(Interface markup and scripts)
..............................
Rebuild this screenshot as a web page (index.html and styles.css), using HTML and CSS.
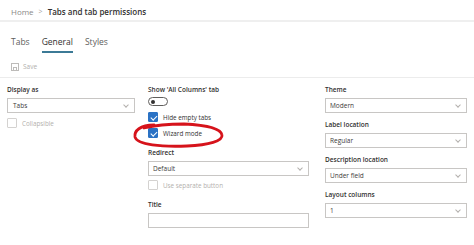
FILE: index.html
```html
<!DOCTYPE html>
<html lang="en">
<head>
    <meta charset="UTF-8">
    <title>Tabs and tab permissions</title>
    <link rel="stylesheet" href="styles.css">
</head>
<body>
    <div class="breadcrumb">
        <span class="crumb">Home</span>
        <span class="sep">&gt;</span>
        <span class="current">Tabs and tab permissions</span>
    </div>

    <div class="tabs">
        <span class="tab">Tabs</span>
        <span class="tab active">General</span>
        <span class="tab">Styles</span>
    </div>

    <div class="toolbar">
        <svg class="save-icon" width="8" height="8" viewBox="0 0 8 8">
            <rect x="0.5" y="0.5" width="7" height="7" fill="none" stroke="#bdbbb9"/>
            <rect x="2.5" y="4.5" width="3" height="3" fill="none" stroke="#bdbbb9"/>
        </svg>
        <span>Save</span>
    </div>

    <div class="form">
        <div class="col col-1">
            <label class="field-label">Display as</label>
            <div class="select">Tabs<span class="chev"></span></div>
            <div class="check disabled"><span class="box"></span>Collapsible</div>
        </div>

        <div class="col col-2">
            <label class="field-label">Show 'All Columns' tab</label>
            <div class="toggle"><span class="knob"></span></div>
            <div class="check first"><span class="box on"></span>Hide empty tabs</div>
            <div class="check wizard"><span class="box on"></span>Wizard mode
                <svg class="scribble" width="94" height="28" viewBox="0 0 94 28">
                    <path d="M22 4 C 8 4, 2 10, 3 16 C 5 24, 30 26, 55 25 C 77 24, 91 20, 90 14 C 89 7, 72 4, 52 3 C 38 3, 24 4, 12 7"
                          fill="none" stroke="#d6131b" stroke-width="2.8" stroke-linecap="round"/>
                </svg>
            </div>
            <label class="field-label redirect">Redirect</label>
            <div class="select">Default<span class="chev"></span></div>
            <div class="check disabled sep-btn"><span class="box"></span>Use separate button</div>
            <label class="field-label title">Title</label>
            <div class="select input"></div>
        </div>

        <div class="col col-3">
            <label class="field-label">Theme</label>
            <div class="select">Modern<span class="chev"></span></div>
            <label class="field-label">Label location</label>
            <div class="select">Regular<span class="chev"></span></div>
            <label class="field-label">Description location</label>
            <div class="select">Under field<span class="chev"></span></div>
            <label class="field-label">Layout columns</label>
            <div class="select">1<span class="chev"></span></div>
        </div>
    </div>
</body>
</html>
```

FILE: styles.css
```css
body {
    margin: 0;
    font-family: "Open Sans", "Noto Sans", sans-serif;
    color: #323130;
    background-color: white;
    width: 474px;
    height: 245px;
    overflow: hidden;
}
.breadcrumb {
    height: 22px;
    padding-left: 11px;
    display: flex;
    align-items: center;
    gap: 5px;
    font-size: 8px;
    border-bottom: 2px solid #efefef;
    box-sizing: border-box;
    padding-top: 3px;
}
.crumb {
    color: #8a8886;
}
.sep {
    color: #a19f9d;
    font-size: 7px;
}
.current {
    font-weight: 600;
}
.tabs {
    display: flex;
    gap: 12px;
    padding: 14px 0 0 11px;
    font-size: 8.5px;
}
.tab {
    color: #605e5c;
    padding-bottom: 4px;
}
.tab.active {
    color: #323130;
    border-bottom: 2px solid #3c7a96;
}
.toolbar {
    display: flex;
    align-items: center;
    gap: 4px;
    padding: 9px 0 6px 11px;
    font-size: 6.5px;
    color: #b3b0ad;
    border-bottom: 1px solid #ececec;
}
.form {
    display: flex;
    padding: 0 0 0 7px;
}
.col {
    display: flex;
    flex-direction: column;
    align-items: flex-start;
}
.col-1 {
    width: 128px;
    margin-right: 13px;
}
.col-2 {
    width: 161px;
    margin-right: 16px;
}
.col-3 {
    width: 142px;
}
.field-label {
    font-size: 6.5px;
    font-weight: 600;
    line-height: 10px;
    margin-top: 7px;
    margin-bottom: 3px;
}
.field-label.redirect {
    margin-top: 9px;
}
.field-label.title {
    margin-top: 9px;
}
.select {
    box-sizing: border-box;
    width: 100%;
    height: 15px;
    border: 1px solid #c8c6c4;
    font-size: 6.5px;
    color: #3b3a39;
    padding-left: 4px;
    display: flex;
    align-items: center;
    position: relative;
}
.col-1 .select {
    padding-left: 5px;
}
.chev {
    position: absolute;
    right: 6px;
    top: 4px;
    width: 3px;
    height: 3px;
    border-right: 1px solid #b3b0ad;
    border-bottom: 1px solid #b3b0ad;
    transform: rotate(45deg);
}
.check {
    display: flex;
    align-items: center;
    gap: 5px;
    font-size: 6.3px;
    margin-top: 4px;
    height: 12px;
    position: relative;
}
.check.first {
    margin-top: 5px;
}
.check.sep-btn {
    margin-top: 3px;
}
.check.disabled {
    color: #b3b0ad;
}
.box {
    box-sizing: border-box;
    width: 10px;
    height: 10px;
    border: 1px solid #d4d2d0;
    border-radius: 1px;
}
.box.on {
    background-color: #2b72c4;
    border-color: #2b72c4;
    position: relative;
}
.box.on::after {
    content: "";
    position: absolute;
    left: 2.5px;
    top: 0.5px;
    width: 2.5px;
    height: 5px;
    border-right: 1.2px solid white;
    border-bottom: 1.2px solid white;
    transform: rotate(45deg);
}
.toggle {
    box-sizing: border-box;
    width: 20px;
    height: 9px;
    border: 1px solid #605e5c;
    border-radius: 5px;
    margin-top: -1px;
    position: relative;
}
.knob {
    position: absolute;
    left: 2px;
    top: 1.5px;
    width: 4px;
    height: 4px;
    border-radius: 50%;
    background-color: #323130;
}
.scribble {
    position: absolute;
    left: -16px;
    top: -6px;
}
```
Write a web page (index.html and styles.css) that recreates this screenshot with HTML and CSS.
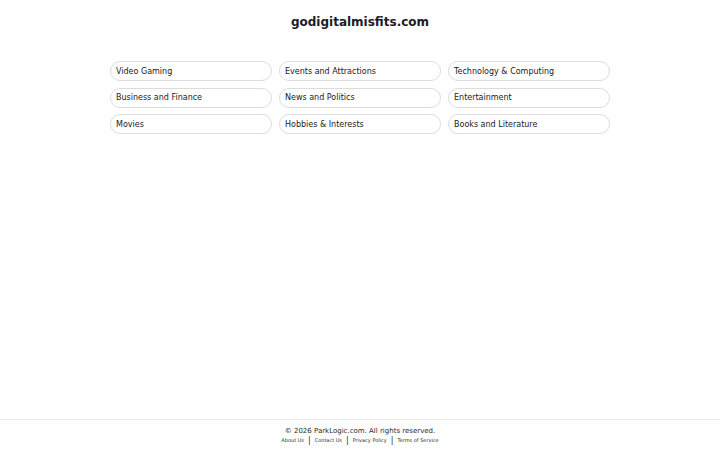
..............................
WHAT THE TASK REQUIRES:
Reproduce the whole listing word for word, setting aside any pictures.

OUTPUT OF THE EXERCISE:
Rebuild this screenshot as a web page (index.html and styles.css), using HTML and CSS.
FILE: index.html
```html
<!DOCTYPE html>
<html lang="en">
<head>
    <meta charset="UTF-8">
    <title>Tabs and tab permissions</title>
    <link rel="stylesheet" href="styles.css">
</head>
<body>
    <div class="breadcrumb">
        <span class="crumb">Home</span>
        <span class="sep">&gt;</span>
        <span class="current">Tabs and tab permissions</span>
    </div>

    <div class="tabs">
        <span class="tab">Tabs</span>
        <span class="tab active">General</span>
        <span class="tab">Styles</span>
    </div>

    <div class="toolbar">
        <svg class="save-icon" width="8" height="8" viewBox="0 0 8 8">
            <rect x="0.5" y="0.5" width="7" height="7" fill="none" stroke="#bdbbb9"/>
            <rect x="2.5" y="4.5" width="3" height="3" fill="none" stroke="#bdbbb9"/>
        </svg>
        <span>Save</span>
    </div>

    <div class="form">
        <div class="col col-1">
            <label class="field-label">Display as</label>
            <div class="select">Tabs<span class="chev"></span></div>
            <div class="check disabled"><span class="box"></span>Collapsible</div>
        </div>

        <div class="col col-2">
            <label class="field-label">Show 'All Columns' tab</label>
            <div class="toggle"><span class="knob"></span></div>
            <div class="check first"><span class="box on"></span>Hide empty tabs</div>
            <div class="check wizard"><span class="box on"></span>Wizard mode
                <svg class="scribble" width="94" height="28" viewBox="0 0 94 28">
                    <path d="M22 4 C 8 4, 2 10, 3 16 C 5 24, 30 26, 55 25 C 77 24, 91 20, 90 14 C 89 7, 72 4, 52 3 C 38 3, 24 4, 12 7"
                          fill="none" stroke="#d6131b" stroke-width="2.8" stroke-linecap="round"/>
                </svg>
            </div>
            <label class="field-label redirect">Redirect</label>
            <div class="select">Default<span class="chev"></span></div>
            <div class="check disabled sep-btn"><span class="box"></span>Use separate button</div>
            <label class="field-label title">Title</label>
            <div class="select input"></div>
        </div>

        <div class="col col-3">
            <label class="field-label">Theme</label>
            <div class="select">Modern<span class="chev"></span></div>
            <label class="field-label">Label location</label>
            <div class="select">Regular<span class="chev"></span></div>
            <label class="field-label">Description location</label>
            <div class="select">Under field<span class="chev"></span></div>
            <label class="field-label">Layout columns</label>
            <div class="select">1<span class="chev"></span></div>
        </div>
    </div>
</body>
</html>
```

FILE: styles.css
```css
body {
    margin: 0;
    font-family: "Open Sans", "Noto Sans", sans-serif;
    color: #323130;
    background-color: white;
    width: 474px;
    height: 245px;
    overflow: hidden;
}
.breadcrumb {
    height: 22px;
    padding-left: 11px;
    display: flex;
    align-items: center;
    gap: 5px;
    font-size: 8px;
    border-bottom: 2px solid #efefef;
    box-sizing: border-box;
    padding-top: 3px;
}
.crumb {
    color: #8a8886;
}
.sep {
    color: #a19f9d;
    font-size: 7px;
}
.current {
    font-weight: 600;
}
.tabs {
    display: flex;
    gap: 12px;
    padding: 14px 0 0 11px;
    font-size: 8.5px;
}
.tab {
    color: #605e5c;
    padding-bottom: 4px;
}
.tab.active {
    color: #323130;
    border-bottom: 2px solid #3c7a96;
}
.toolbar {
    display: flex;
    align-items: center;
    gap: 4px;
    padding: 9px 0 6px 11px;
    font-size: 6.5px;
    color: #b3b0ad;
    border-bottom: 1px solid #ececec;
}
.form {
    display: flex;
    padding: 0 0 0 7px;
}
.col {
    display: flex;
    flex-direction: column;
    align-items: flex-start;
}
.col-1 {
    width: 128px;
    margin-right: 13px;
}
.col-2 {
    width: 161px;
    margin-right: 16px;
}
.col-3 {
    width: 142px;
}
.field-label {
    font-size: 6.5px;
    font-weight: 600;
    line-height: 10px;
    margin-top: 7px;
    margin-bottom: 3px;
}
.field-label.redirect {
    margin-top: 9px;
}
.field-label.title {
    margin-top: 9px;
}
.select {
    box-sizing: border-box;
    width: 100%;
    height: 15px;
    border: 1px solid #c8c6c4;
    font-size: 6.5px;
    color: #3b3a39;
    padding-left: 4px;
    display: flex;
    align-items: center;
    position: relative;
}
.col-1 .select {
    padding-left: 5px;
}
.chev {
    position: absolute;
    right: 6px;
    top: 4px;
    width: 3px;
    height: 3px;
    border-right: 1px solid #b3b0ad;
    border-bottom: 1px solid #b3b0ad;
    transform: rotate(45deg);
}
.check {
    display: flex;
    align-items: center;
    gap: 5px;
    font-size: 6.3px;
    margin-top: 4px;
    height: 12px;
    position: relative;
}
.check.first {
    margin-top: 5px;
}
.check.sep-btn {
    margin-top: 3px;
}
.check.disabled {
    color: #b3b0ad;
}
.box {
    box-sizing: border-box;
    width: 10px;
    height: 10px;
    border: 1px solid #d4d2d0;
    border-radius: 1px;
}
.box.on {
    background-color: #2b72c4;
    border-color: #2b72c4;
    position: relative;
}
.box.on::after {
    content: "";
    position: absolute;
    left: 2.5px;
    top: 0.5px;
    width: 2.5px;
    height: 5px;
    border-right: 1.2px solid white;
    border-bottom: 1.2px solid white;
    transform: rotate(45deg);
}
.toggle {
    box-sizing: border-box;
    width: 20px;
    height: 9px;
    border: 1px solid #605e5c;
    border-radius: 5px;
    margin-top: -1px;
    position: relative;
}
.knob {
    position: absolute;
    left: 2px;
    top: 1.5px;
    width: 4px;
    height: 4px;
    border-radius: 50%;
    background-color: #323130;
}
.scribble {
    position: absolute;
    left: -16px;
    top: -6px;
}
```
Write a web page (index.html and styles.css) that recreates this screenshot with HTML and CSS.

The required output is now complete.